As automakers continue to develop groundbreaking autonomous vehicle systems, governments and safety organizations are scrambling to keep up with the rate of technological development. Self-driving vehicles present a whole host of new safety and liability considerations and infrastructure demands, and our current laws and safety measures aren’t well-suited to tackling these challenges. As a result, the U.S. Department of Transportation has announced that it is working on a new set of regulations and laws concerning self-driving vehicles. Is this yet another sign that the self-driving future is almost here?

U.S. Secretary of Transportation Elaine Chao announced the DOT’s plans at a press briefing during of the North American International Auto Show in Detroit which just opened January 13. Chao told reporters that the new regulations aren’t just about protecting drivers, but are also intended to remove “barriers to the safe integration of autonomous technology for motor carriers, transit, trucks, infrastructure and other modes” of transportation. “The technology is there, the question is how do we regulate it, how do we continue to promote innovation but also safeguard safety,” Chao said. “Our approach will be tech-neutral and flexible — not top-down, or command and control.”

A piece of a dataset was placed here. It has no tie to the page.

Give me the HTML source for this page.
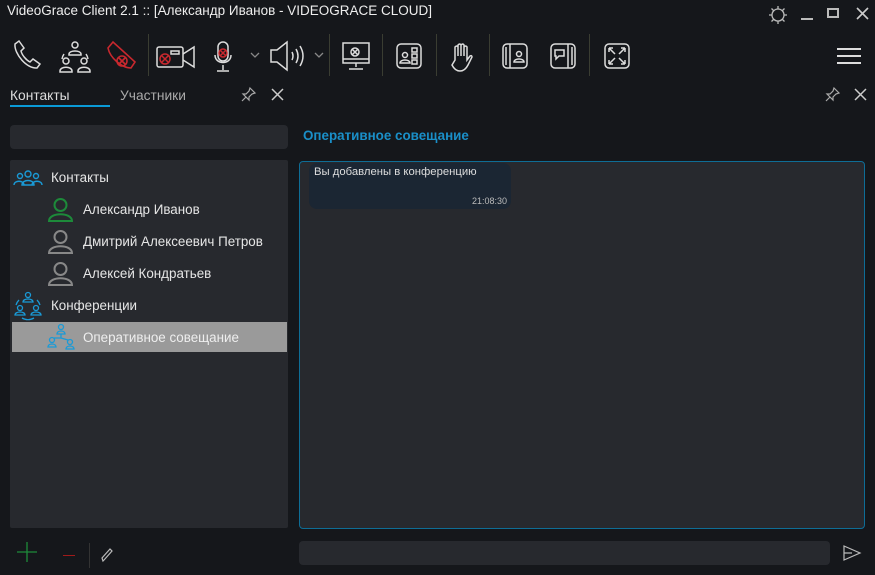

Many current regulations contain language which could block many autonomous vehicles from U.S roads due to the fact that existing regulations were written for vehicles with human drivers in mind. The U.S. National Highway Traffic Safety Administration is also examining its regulations to help facilitate the seamless integration of autonomous vehicles and remove regulatory barriers which might hamper the release of vehicles without human controls.

Chao noted that one of the most significant barriers to autonomous vehicles is consumer acceptance. Chevy is planning on releasing the Cruise AV in 2019 without a steering wheel, pedals, or manual controls of any kind, and many commentators have noted that car buyers might be turned off by the idea of getting into a car without controls. What will it take to get consumers on board with self-driving vehicles?